WRITTEN TASK:
Your task is to copy each line that has the word "index".

INFORMATION SHOWN:
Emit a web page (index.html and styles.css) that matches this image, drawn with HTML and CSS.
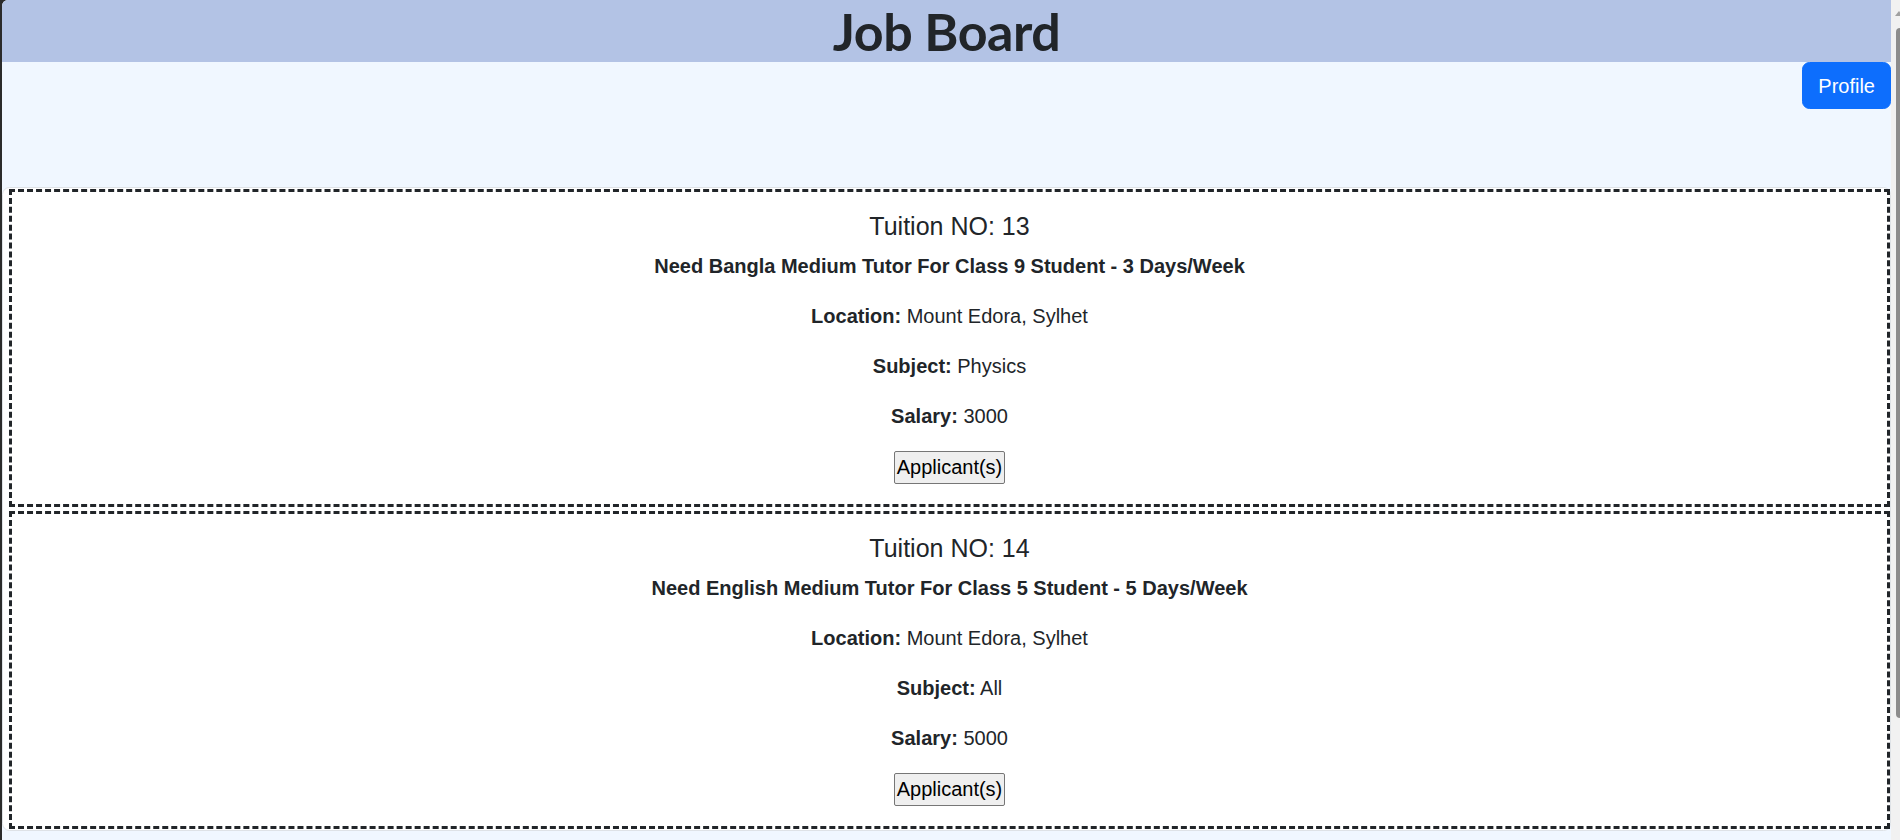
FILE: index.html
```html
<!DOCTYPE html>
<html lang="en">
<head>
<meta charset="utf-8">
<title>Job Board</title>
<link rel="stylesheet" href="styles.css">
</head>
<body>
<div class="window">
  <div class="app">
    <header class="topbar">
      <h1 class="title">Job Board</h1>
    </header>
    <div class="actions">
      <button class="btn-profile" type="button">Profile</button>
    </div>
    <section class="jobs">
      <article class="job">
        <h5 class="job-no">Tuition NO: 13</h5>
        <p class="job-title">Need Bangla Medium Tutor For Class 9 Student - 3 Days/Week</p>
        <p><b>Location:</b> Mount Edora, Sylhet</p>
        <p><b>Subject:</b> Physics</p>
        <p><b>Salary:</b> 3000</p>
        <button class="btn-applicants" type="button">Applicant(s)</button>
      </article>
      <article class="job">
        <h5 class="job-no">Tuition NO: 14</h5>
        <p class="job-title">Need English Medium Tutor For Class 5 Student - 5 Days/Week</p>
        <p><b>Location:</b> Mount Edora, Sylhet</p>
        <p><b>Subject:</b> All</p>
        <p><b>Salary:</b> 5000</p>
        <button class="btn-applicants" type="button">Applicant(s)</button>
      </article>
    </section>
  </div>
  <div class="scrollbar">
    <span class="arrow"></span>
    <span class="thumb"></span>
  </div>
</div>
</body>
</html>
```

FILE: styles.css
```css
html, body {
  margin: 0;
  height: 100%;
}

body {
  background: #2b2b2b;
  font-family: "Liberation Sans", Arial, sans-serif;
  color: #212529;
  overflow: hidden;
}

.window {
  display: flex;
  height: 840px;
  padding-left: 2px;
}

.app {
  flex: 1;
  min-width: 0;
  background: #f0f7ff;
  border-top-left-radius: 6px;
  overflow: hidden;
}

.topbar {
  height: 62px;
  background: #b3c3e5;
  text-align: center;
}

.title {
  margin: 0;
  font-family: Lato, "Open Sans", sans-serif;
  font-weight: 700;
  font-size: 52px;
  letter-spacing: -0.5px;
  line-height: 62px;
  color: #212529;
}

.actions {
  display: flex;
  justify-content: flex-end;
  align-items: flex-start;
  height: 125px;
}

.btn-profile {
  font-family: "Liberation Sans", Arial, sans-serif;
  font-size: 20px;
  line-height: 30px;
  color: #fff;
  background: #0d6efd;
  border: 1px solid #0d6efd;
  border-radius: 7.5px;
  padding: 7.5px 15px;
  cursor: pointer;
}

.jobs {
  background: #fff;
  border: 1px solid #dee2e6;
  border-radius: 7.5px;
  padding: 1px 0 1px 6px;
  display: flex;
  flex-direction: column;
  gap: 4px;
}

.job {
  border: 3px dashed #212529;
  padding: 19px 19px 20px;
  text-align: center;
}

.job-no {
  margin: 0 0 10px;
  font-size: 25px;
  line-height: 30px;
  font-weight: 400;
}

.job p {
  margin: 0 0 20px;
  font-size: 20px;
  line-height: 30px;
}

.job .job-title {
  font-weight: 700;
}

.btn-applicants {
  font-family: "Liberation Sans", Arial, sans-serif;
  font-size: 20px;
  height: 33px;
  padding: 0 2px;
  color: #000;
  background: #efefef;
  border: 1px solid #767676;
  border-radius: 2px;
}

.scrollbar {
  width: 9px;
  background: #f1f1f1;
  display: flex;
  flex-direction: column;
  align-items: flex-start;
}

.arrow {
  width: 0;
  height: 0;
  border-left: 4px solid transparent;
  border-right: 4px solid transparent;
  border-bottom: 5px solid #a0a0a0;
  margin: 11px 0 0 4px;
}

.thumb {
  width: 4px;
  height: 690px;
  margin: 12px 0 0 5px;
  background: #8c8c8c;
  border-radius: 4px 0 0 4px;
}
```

TASK RESPONSE:
Emit a web page (index.html and styles.css) that matches this image, drawn with HTML and CSS.
FILE: index.html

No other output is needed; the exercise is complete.